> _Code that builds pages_
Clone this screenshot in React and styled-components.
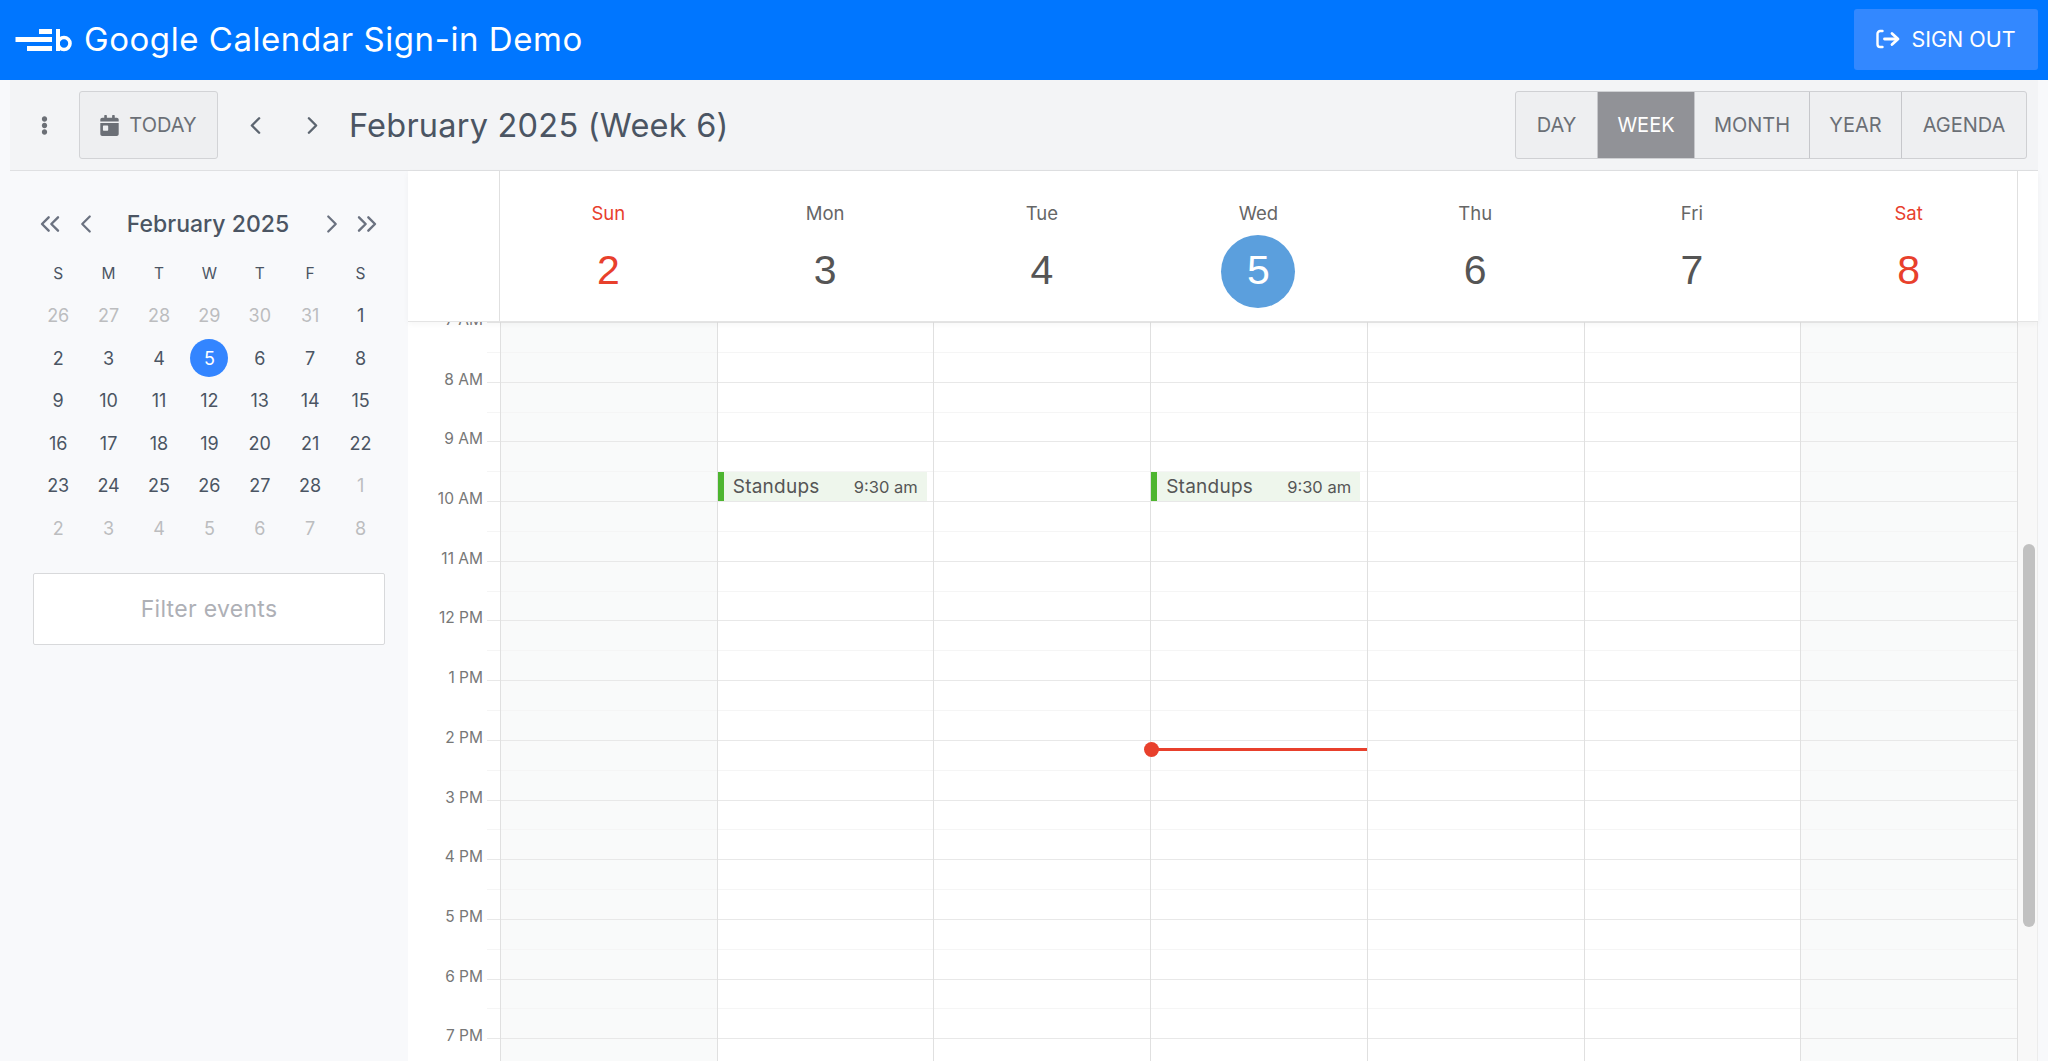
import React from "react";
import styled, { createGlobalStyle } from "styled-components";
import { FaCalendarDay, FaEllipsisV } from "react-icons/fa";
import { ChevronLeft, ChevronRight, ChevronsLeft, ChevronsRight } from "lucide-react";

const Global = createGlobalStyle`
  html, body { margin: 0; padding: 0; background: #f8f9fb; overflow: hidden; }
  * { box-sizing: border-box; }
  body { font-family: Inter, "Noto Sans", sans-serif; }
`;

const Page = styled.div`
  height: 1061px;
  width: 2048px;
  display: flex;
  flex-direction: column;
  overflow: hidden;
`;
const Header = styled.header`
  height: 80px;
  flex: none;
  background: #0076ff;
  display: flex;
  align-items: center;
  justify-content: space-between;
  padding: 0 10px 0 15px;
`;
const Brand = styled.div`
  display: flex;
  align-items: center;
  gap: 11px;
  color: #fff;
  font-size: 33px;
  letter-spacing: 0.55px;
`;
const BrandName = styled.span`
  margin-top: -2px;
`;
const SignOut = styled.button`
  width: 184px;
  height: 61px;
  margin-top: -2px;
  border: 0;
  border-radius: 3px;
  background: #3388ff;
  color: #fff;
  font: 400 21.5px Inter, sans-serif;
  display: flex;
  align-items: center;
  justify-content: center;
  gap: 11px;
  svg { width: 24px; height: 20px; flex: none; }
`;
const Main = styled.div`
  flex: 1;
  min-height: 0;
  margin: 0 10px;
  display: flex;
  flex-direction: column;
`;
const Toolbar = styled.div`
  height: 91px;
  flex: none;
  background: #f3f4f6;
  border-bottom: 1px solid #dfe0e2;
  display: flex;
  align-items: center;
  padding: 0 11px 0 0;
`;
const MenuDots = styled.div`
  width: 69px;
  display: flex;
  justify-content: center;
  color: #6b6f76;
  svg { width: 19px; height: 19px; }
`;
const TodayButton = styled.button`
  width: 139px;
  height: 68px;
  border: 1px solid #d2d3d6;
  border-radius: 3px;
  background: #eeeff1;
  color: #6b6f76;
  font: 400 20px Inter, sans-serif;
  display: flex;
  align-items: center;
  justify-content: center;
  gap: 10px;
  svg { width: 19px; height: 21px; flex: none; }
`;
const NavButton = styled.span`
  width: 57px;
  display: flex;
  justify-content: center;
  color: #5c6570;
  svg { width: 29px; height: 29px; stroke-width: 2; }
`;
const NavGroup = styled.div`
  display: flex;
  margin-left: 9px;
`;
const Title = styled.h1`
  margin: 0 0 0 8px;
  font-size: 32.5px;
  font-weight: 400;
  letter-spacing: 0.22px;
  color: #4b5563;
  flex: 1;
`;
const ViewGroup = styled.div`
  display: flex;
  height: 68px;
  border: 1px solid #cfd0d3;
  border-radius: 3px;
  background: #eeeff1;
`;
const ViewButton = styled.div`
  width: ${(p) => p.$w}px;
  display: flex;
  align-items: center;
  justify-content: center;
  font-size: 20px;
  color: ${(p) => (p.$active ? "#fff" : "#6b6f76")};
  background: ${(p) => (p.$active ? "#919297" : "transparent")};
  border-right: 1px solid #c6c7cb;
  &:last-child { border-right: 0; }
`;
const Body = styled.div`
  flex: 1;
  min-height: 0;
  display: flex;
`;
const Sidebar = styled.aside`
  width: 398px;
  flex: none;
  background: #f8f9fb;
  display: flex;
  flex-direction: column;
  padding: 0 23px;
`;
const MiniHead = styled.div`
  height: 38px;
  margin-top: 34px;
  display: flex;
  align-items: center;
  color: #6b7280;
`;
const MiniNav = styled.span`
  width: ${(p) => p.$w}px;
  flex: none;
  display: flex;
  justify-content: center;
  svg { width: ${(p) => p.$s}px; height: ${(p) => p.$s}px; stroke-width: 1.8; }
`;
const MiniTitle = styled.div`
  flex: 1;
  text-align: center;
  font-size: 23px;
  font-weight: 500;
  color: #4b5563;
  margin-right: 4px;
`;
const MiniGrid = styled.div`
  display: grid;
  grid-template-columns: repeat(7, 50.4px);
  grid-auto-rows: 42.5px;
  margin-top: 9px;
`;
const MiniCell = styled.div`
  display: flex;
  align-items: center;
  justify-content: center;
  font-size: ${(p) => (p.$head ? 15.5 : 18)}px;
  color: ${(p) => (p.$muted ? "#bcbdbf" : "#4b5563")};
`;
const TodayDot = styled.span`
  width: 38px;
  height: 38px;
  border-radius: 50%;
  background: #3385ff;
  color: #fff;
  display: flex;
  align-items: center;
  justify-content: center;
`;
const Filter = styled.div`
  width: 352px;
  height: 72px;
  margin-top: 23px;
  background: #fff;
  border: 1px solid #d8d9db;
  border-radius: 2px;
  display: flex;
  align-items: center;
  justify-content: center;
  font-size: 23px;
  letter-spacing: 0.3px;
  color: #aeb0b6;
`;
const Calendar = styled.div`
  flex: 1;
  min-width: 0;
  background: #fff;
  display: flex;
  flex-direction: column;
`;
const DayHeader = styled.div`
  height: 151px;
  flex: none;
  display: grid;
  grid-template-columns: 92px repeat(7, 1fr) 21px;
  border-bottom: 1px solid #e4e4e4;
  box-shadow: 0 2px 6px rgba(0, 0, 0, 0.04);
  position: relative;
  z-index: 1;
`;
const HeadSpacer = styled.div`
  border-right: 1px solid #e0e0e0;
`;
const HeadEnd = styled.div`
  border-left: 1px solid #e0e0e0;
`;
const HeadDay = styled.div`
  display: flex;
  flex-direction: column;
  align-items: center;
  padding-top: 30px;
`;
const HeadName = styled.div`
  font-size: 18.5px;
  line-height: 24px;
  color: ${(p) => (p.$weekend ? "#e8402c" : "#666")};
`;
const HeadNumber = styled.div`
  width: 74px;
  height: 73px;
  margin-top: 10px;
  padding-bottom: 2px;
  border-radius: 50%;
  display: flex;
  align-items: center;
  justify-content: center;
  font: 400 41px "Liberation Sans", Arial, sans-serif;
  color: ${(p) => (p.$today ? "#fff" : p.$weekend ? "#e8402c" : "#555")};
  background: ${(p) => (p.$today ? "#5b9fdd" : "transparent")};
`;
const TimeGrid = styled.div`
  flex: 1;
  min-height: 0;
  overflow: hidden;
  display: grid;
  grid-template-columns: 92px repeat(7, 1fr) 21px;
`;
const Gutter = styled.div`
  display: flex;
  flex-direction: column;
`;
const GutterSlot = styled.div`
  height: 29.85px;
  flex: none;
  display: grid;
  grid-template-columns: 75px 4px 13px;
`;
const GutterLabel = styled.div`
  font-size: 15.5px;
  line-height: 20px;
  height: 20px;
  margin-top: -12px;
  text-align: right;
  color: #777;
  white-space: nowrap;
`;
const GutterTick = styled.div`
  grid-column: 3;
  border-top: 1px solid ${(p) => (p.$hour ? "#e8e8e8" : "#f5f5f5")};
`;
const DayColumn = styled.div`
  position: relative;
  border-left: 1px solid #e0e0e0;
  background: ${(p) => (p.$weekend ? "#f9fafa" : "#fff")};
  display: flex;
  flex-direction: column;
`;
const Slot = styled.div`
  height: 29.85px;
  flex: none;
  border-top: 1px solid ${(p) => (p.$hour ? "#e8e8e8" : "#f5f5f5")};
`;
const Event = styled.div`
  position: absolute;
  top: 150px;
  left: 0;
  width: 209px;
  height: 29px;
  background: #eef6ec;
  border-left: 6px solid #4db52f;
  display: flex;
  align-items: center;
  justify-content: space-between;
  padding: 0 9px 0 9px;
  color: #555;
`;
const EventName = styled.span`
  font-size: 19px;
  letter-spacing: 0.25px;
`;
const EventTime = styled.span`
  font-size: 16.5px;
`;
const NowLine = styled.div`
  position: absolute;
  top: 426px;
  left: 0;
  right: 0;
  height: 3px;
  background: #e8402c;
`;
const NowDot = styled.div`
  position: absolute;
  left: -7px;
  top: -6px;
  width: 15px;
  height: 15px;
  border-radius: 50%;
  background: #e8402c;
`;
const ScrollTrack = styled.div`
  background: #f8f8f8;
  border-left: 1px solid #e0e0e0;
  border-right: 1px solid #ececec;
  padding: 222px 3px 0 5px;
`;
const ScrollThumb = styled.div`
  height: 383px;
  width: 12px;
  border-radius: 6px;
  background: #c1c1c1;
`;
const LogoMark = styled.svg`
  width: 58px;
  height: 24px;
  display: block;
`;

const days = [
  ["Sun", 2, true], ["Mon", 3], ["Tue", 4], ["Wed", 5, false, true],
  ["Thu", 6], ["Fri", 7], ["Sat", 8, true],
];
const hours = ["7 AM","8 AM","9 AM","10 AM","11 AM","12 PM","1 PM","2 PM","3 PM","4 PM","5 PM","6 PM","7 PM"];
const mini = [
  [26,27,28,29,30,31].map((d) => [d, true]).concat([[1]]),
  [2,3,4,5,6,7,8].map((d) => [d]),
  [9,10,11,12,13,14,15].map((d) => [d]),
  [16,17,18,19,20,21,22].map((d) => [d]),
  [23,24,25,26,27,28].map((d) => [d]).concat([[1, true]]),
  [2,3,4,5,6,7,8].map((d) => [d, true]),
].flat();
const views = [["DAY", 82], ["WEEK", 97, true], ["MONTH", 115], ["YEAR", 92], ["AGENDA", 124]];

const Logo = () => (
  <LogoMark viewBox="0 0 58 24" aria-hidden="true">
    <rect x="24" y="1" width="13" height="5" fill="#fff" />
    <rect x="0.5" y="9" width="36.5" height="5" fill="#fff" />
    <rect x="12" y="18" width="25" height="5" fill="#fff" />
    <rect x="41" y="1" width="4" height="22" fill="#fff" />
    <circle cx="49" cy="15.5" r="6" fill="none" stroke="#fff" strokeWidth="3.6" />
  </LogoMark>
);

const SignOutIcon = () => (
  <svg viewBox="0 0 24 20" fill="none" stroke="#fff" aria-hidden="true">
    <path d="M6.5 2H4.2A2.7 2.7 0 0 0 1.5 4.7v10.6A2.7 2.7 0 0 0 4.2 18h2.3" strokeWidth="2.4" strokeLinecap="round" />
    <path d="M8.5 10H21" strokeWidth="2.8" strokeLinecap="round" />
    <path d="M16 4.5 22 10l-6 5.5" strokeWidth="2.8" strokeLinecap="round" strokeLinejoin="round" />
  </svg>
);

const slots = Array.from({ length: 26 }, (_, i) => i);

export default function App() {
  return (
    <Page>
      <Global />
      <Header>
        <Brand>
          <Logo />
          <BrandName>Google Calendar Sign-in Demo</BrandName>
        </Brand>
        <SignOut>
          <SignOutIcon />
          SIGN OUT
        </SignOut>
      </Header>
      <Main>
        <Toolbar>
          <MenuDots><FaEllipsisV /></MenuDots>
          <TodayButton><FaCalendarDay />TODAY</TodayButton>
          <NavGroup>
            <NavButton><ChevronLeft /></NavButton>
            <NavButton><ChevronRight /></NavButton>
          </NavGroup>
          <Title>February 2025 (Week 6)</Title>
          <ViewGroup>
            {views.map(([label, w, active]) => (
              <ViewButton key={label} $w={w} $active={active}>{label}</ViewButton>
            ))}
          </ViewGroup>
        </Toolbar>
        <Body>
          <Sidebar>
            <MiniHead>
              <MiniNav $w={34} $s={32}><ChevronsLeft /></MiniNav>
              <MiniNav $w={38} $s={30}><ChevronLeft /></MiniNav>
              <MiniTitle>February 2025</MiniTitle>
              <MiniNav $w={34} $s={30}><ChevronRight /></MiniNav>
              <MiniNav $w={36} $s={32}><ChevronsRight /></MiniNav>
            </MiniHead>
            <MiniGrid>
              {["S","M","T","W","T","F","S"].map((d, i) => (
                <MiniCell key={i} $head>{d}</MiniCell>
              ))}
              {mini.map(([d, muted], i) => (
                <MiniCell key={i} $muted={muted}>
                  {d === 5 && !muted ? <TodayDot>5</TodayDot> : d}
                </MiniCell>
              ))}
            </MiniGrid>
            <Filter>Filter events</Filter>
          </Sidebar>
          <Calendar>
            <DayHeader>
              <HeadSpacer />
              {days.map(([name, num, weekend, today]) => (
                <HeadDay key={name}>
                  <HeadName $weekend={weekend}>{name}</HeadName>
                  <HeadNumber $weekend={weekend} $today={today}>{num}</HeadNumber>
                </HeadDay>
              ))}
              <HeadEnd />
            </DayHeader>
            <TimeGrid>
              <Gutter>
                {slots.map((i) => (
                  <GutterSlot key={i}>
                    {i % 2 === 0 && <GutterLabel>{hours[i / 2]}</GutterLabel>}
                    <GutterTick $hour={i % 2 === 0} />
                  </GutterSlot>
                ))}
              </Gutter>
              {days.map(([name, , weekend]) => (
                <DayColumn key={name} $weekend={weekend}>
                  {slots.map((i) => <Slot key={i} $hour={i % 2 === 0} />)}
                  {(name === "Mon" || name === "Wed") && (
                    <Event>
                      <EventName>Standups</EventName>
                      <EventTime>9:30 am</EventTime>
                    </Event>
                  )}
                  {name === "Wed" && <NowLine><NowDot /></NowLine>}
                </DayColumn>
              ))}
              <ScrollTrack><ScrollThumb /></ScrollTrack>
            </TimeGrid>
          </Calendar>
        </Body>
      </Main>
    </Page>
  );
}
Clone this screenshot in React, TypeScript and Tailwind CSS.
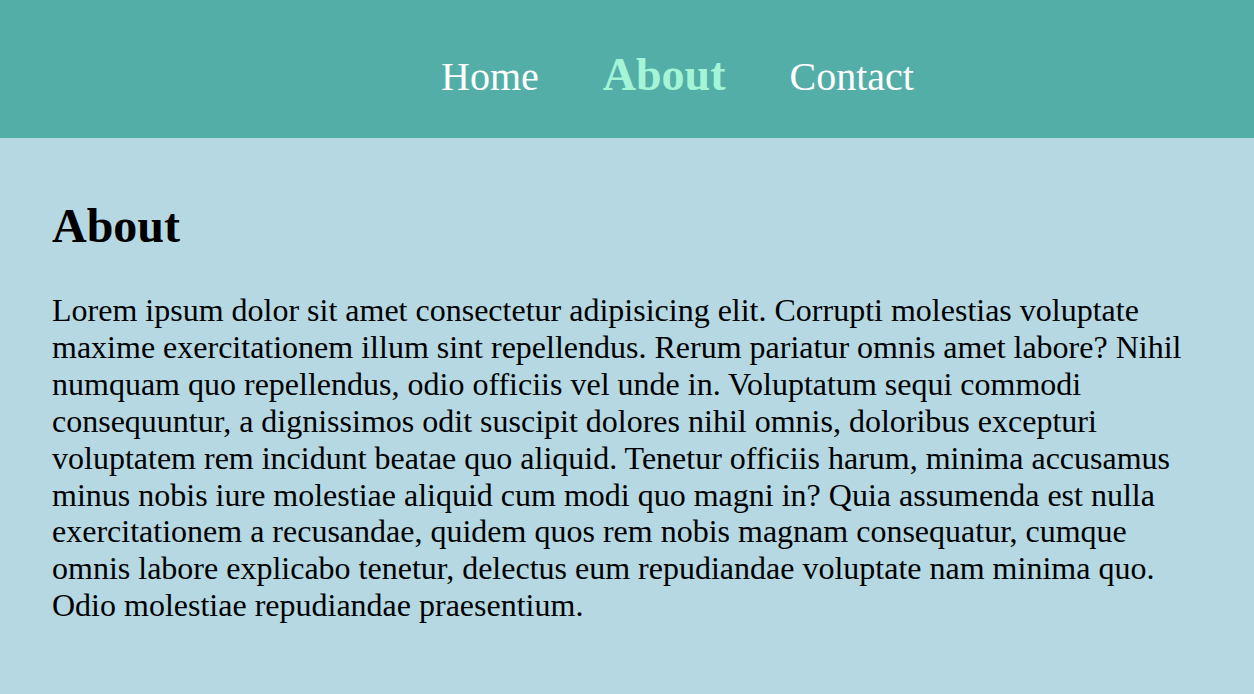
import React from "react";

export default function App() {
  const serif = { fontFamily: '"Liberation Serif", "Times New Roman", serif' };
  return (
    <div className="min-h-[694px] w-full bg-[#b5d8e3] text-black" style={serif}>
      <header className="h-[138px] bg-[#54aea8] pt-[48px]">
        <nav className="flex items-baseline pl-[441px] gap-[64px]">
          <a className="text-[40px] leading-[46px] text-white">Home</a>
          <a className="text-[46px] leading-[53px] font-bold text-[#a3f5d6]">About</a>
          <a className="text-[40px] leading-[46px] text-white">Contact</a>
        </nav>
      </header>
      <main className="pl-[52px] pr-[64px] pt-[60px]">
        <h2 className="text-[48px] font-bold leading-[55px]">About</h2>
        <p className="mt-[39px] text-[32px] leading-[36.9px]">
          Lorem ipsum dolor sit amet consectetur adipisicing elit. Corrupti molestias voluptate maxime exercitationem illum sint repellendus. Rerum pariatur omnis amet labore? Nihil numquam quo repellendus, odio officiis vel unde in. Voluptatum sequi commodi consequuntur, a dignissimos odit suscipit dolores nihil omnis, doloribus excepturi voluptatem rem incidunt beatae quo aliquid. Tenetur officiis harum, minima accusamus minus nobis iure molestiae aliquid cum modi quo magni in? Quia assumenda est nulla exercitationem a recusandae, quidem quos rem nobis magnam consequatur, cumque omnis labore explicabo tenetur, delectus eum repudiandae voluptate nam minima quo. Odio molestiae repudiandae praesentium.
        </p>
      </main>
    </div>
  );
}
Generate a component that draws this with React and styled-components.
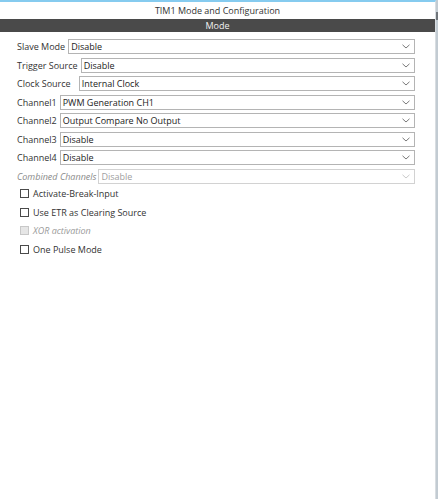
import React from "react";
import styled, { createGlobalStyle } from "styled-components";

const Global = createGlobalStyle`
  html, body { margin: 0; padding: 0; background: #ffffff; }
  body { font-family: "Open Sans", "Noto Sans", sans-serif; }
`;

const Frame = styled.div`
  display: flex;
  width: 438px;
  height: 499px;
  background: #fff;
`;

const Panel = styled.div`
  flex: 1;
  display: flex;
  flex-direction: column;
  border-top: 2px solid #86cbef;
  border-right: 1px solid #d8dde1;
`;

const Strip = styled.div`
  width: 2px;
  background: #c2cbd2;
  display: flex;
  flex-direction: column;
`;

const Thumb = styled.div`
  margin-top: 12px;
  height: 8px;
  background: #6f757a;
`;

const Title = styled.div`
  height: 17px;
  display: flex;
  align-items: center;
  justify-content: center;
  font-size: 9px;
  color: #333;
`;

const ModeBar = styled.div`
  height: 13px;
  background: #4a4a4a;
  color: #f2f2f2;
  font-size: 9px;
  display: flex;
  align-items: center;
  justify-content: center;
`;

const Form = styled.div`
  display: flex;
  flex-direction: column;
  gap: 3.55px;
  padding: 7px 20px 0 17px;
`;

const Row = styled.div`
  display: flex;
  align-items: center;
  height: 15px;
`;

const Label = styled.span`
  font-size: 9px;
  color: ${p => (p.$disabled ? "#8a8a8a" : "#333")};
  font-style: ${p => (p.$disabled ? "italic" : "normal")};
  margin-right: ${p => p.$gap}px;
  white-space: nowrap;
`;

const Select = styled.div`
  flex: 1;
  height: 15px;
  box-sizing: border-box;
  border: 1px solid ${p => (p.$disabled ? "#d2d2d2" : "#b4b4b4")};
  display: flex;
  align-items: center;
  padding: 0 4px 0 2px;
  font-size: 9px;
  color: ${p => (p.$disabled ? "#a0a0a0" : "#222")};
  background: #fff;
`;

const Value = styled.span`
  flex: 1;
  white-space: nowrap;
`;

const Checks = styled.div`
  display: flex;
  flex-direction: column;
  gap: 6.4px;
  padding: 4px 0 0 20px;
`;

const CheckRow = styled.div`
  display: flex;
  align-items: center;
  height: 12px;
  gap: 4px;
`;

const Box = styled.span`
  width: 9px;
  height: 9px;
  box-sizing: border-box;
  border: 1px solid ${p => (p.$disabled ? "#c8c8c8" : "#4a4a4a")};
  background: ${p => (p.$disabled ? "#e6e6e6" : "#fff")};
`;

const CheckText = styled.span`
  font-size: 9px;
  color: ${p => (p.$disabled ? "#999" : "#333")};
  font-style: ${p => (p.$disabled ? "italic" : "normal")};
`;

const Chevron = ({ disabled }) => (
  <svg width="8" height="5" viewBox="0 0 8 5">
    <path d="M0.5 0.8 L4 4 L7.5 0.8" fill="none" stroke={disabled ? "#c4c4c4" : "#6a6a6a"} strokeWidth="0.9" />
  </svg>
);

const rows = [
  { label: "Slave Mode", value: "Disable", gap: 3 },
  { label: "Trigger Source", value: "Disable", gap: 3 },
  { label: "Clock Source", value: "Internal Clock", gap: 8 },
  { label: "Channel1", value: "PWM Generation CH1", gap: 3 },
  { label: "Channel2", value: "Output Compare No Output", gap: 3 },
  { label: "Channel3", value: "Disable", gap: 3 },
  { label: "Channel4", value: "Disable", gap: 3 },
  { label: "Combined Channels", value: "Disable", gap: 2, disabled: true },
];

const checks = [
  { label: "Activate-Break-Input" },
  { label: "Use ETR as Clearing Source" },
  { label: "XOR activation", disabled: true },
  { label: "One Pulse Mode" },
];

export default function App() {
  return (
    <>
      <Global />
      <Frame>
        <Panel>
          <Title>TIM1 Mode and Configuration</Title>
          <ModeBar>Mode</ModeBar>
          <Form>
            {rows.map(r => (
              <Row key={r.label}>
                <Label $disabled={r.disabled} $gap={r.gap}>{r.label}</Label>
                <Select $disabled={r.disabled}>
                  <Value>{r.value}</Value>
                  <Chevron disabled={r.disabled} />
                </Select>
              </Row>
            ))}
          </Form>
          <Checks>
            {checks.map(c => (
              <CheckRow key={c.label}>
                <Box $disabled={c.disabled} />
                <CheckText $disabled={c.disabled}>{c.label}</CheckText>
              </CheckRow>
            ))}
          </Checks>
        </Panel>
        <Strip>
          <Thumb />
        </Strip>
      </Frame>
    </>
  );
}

> _GIVEN EXERCISE_
Leave out any pictures and return exactly the lines from the beginning of the data through the line with "ChevronRight, ChevronsLeft, ChevronsRight", inclusive.

> _WRITTEN REPLY_
Clone this screenshot in React and styled-components.
import React from "react";
import styled, { createGlobalStyle } from "styled-components";
import { FaCalendarDay, FaEllipsisV } from "react-icons/fa";
import { ChevronLeft, ChevronRight, ChevronsLeft, ChevronsRight } from "lucide-react";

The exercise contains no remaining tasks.